Recommendations by enterprise profile
- Choose an ERP-centric architecture when the business case depends on standardization, shared controls, common data definitions, and lower organizational complexity. This is often the right fit for consolidating fragmented distribution operations.
- Choose an integration-led operating model when the business case depends on specialized execution, rapid capability changes, differentiated customer experience, or advanced logistics workflows that exceed standard ERP depth.
- Choose a governed hybrid model when finance and core inventory processes should be centralized, but warehouse, transportation, commerce, or planning capabilities require best-of-breed specialization.
For most distribution enterprises, the strongest answer is not extreme centralization or uncontrolled composability. It is a deliberate architecture boundary model. Core financial and inventory controls should usually remain tightly governed, while high-change or differentiating capabilities can be modular if the enterprise has the integration discipline to support them.

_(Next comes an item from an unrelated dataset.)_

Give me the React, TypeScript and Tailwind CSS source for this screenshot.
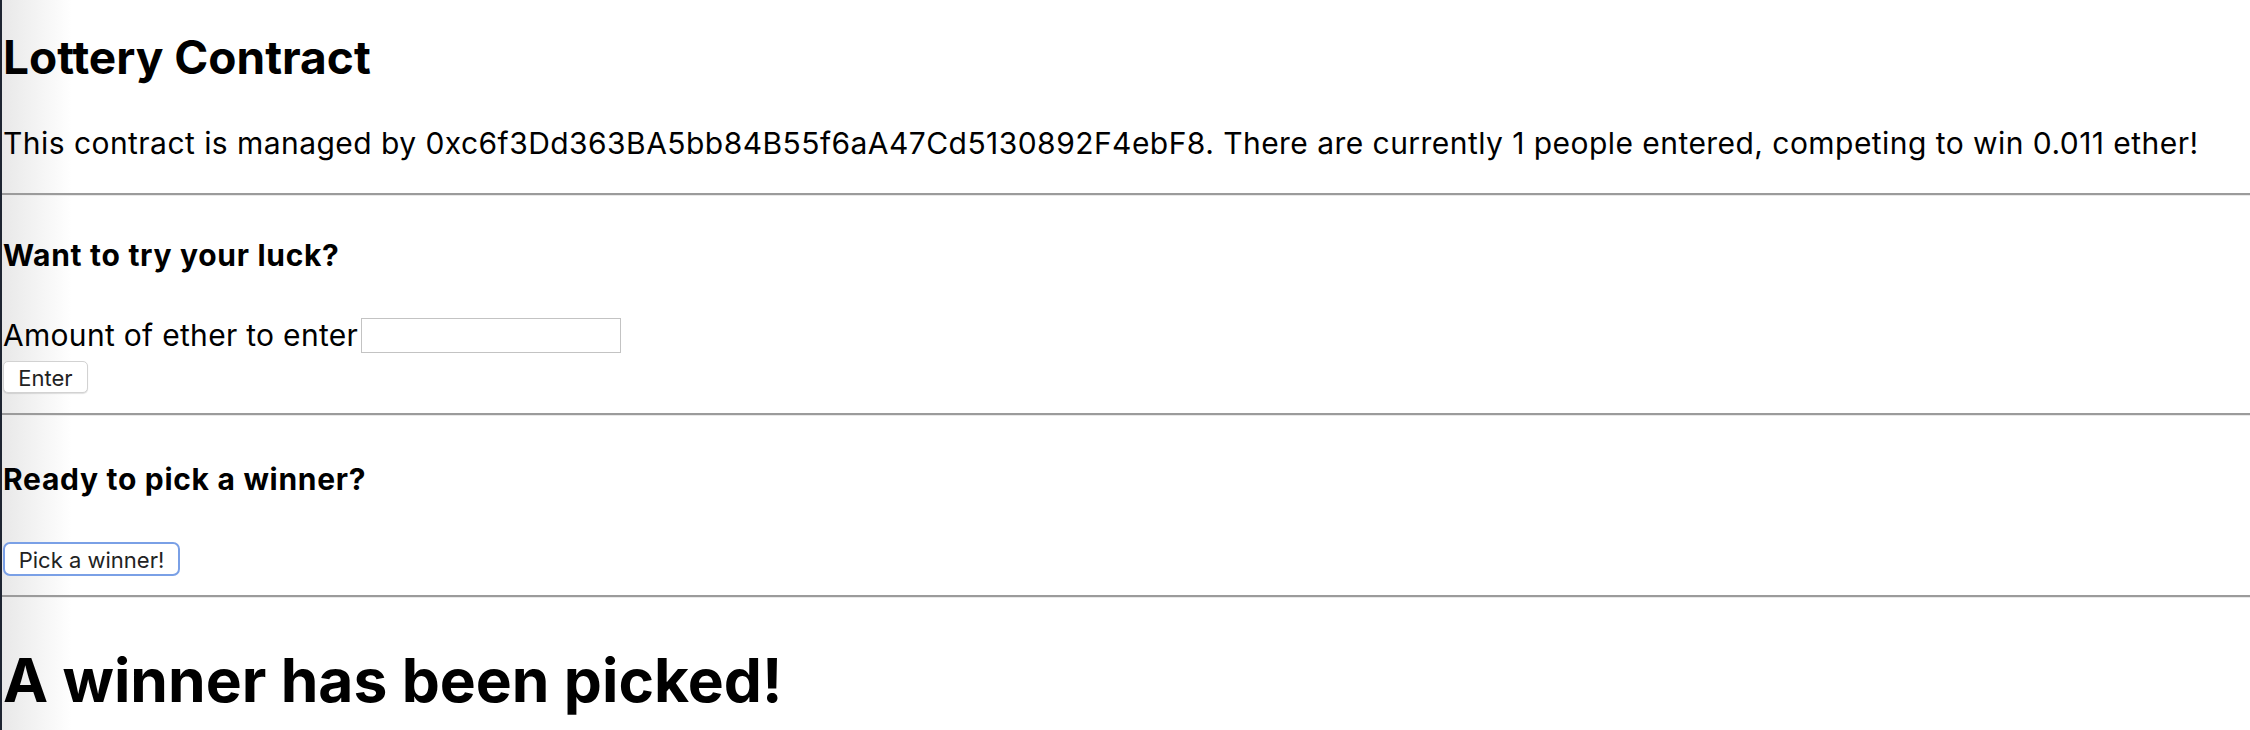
import React from 'react';

const Rule = () => <hr className="border-0 border-t-2 border-b border-t-[#9b9b9b] border-b-[#e9e9e9]" />;

export default function App() {
  return (
    <div className="flex min-h-[730px] bg-white text-black" style={{ fontFamily: 'Inter, "Noto Sans", sans-serif' }}>
      {/* window edge */}
      <div className="w-[2px] shrink-0 bg-[#1d2431]" />
      <div className="flex-1 bg-[linear-gradient(to_right,#e8e8e8,#ffffff_70px)]">
        <h1 className="mt-[28px] pl-[1px] text-[46px] leading-[58px] font-bold">Lottery Contract</h1>
        <p className="mt-[39px] pl-[1px] text-[30px] leading-[36px] tracking-[0.45px]">
          This contract is managed by 0xc6f3Dd363BA5bb84B55f6aA47Cd5130892F4ebF8. There are currently 1 people
          entered, competing to win 0.011 ether!
        </p>
        <div className="mt-[32px]">
          <Rule />
        </div>

        {/* enter section */}
        <h4 className="mt-[41px] pl-[1px] text-[30px] leading-[36px] font-bold tracking-[0.7px]">Want to try your luck?</h4>
        <div className="mt-[44px] flex items-center">
          <label className="pl-[1px] text-[30px] leading-[36px] tracking-[0.3px]">Amount of ether to enter</label>
          <input className="ml-[3px] h-[35px] w-[260px] border border-[#c3c3c3] bg-white" />
        </div>
        <button className="mt-[8px] ml-[1px] h-[32px] w-[85px] rounded-[5px] border border-[#d2d2d2] bg-white text-[22px] text-[#222] shadow-[0_1px_1px_rgba(0,0,0,0.12)]">
          Enter
        </button>
        <div className="mt-[20px]">
          <Rule />
        </div>

        {/* pick winner section */}
        <h4 className="mt-[45px] pl-[1px] text-[30px] leading-[36px] font-bold tracking-[0.7px]">Ready to pick a winner?</h4>
        <button className="mt-[45px] ml-[1px] h-[34px] w-[177px] rounded-[7px] border-2 border-[#7aa0e6] bg-white text-[22px] text-[#222]">
          Pick a winner!
        </button>
        <div className="mt-[19px]">
          <Rule />
        </div>

        <h1 className="mt-[45px] pl-[1px] text-[60.5px] leading-[75px] font-bold">A winner has been picked!</h1>
      </div>
    </div>
  );
}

Ultimately, the better platform decision is the one that aligns technology architecture with operating model reality. ERP-centric architecture is usually stronger for control, consistency, and enterprise visibility. Integration-led architecture is usually stronger for flexibility, specialization, and modular innovation. The right choice depends less on vendor messaging and more on governance maturity, process variability, and the enterprise's capacity to manage complexity.